The two young actors not only appeared to be out of their depth, but played to their character’s more extreme aspects: Edmund’s villainy and lasciviousness and Edgar’s potential for schizophrenia as Poor Tom. One of King Lear’s most important messages is that, when the old and young fail to understand each other, chaos reigns. This year, YouGov statistics suggested that 75% of people aged 18-24 claimed they voted for Remain in the EU Referendum, while just 39% of those aged 65 and over backed a vote to stay. Many media outlets and commentators portrayed this as infuriating for Britain’s youth, with battle-lines drawn between generations. Evidently, the divide is not so simple, but this production had a unique opportunity to use Shakespeare’s play as a piece of political commentary which not only depicts the division of a kingdom but of two generations, particularly with a former MP in the title role. Unfortunately, partly because the two younger performers failed to gel with the rest of the cast and due to the production’s nondescript modern setting, this failed to materialise.

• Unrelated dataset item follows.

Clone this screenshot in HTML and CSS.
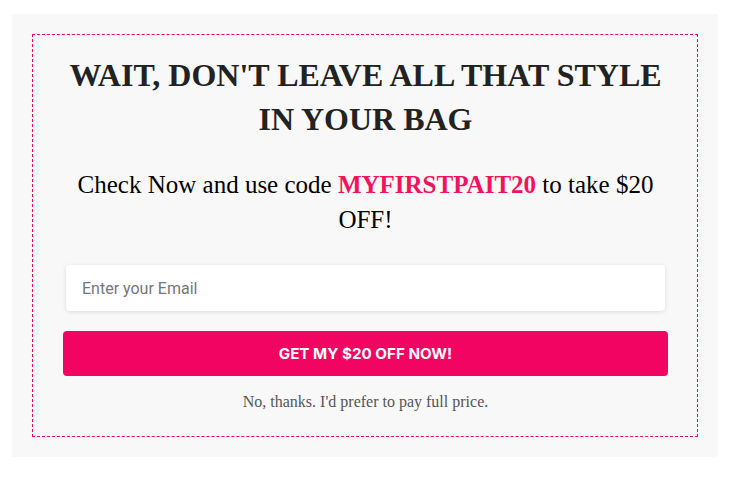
FILE: index.html
```html
<!DOCTYPE html>
<html>
<head>
<meta charset="utf-8">
<link rel="stylesheet" href="styles.css">
</head>
<body>
<div class="page">
  <div class="popup">
    <div class="frame">
      <h1 class="title">WAIT, DON'T LEAVE ALL THAT STYLE IN YOUR BAG</h1>
      <p class="sub">Check Now and use code <strong class="code">MYFIRSTPAIT20</strong> to take $20 OFF!</p>
      <form class="form">
        <input class="email" type="text" placeholder="Enter your Email">
        <button class="cta" type="button">GET MY $20 OFF NOW!</button>
      </form>
      <p class="decline">No, thanks. I'd prefer to pay full price.</p>
    </div>
  </div>
</div>
</body>
</html>
```
FILE: styles.css
```css
html, body {
  margin: 0;
  padding: 0;
  background: #ffffff;
}
.page {
  padding: 14px 13px 20px 12px;
}
.popup {
  width: 706px;
  box-sizing: border-box;
  background: #f8f8f8;
  padding: 20px;
}
.frame {
  border: 1px dashed #f5075f;
  padding: 18px 29px 24px 30px;
  font-family: "Liberation Serif", "Times New Roman", serif;
  text-align: center;
}
.title {
  margin: 0;
  font-size: 32px;
  line-height: 44px;
  font-weight: bold;
  color: #222222;
  padding: 0 4px;
}
.sub {
  margin: 26px 0 0;
  font-size: 25px;
  line-height: 35px;
  color: #000000;
  padding: 0 8px;
}
.code {
  color: #f2125e;
}
.form {
  margin: 28px 0 0;
  display: flex;
  flex-direction: column;
  gap: 20px;
}
.email {
  margin: 0 3px;
  height: 46px;
  box-sizing: border-box;
  border: none;
  border-radius: 4px;
  background: #ffffff;
  box-shadow: 0 1px 4px rgba(0, 0, 0, 0.12);
  padding: 0 16px;
  font-family: Roboto, "Liberation Sans", sans-serif;
  font-size: 16px;
  color: #333;
  outline: none;
}
.email::placeholder {
  color: #767676;
}
.cta {
  height: 45px;
  border: none;
  border-radius: 4px;
  background: #f20562;
  color: #ffffff;
  font-family: Inter, Roboto, "Liberation Sans", sans-serif;
  font-weight: 700;
  font-size: 15.2px;
  letter-spacing: 0;
  cursor: pointer;
}
.decline {
  margin: 16px 0 0;
  font-size: 16px;
  line-height: 20px;
  color: #555555;
}
```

The Old Vic’s King Lear comes highly recommended for its strong ensemble and many standout performances, particularly from Jackson and Ifans. It also boasts an unexpectedly minimal and avant-garde set design, and bravely attempts to evoke the morbid laughter which Lear can, and should, produce. However, the slightly excessive running time of three hours and forty minutes, coupled with a missed chance to discuss the play’s importance in 2016, meant that an excellent production stopped just short of exceptional.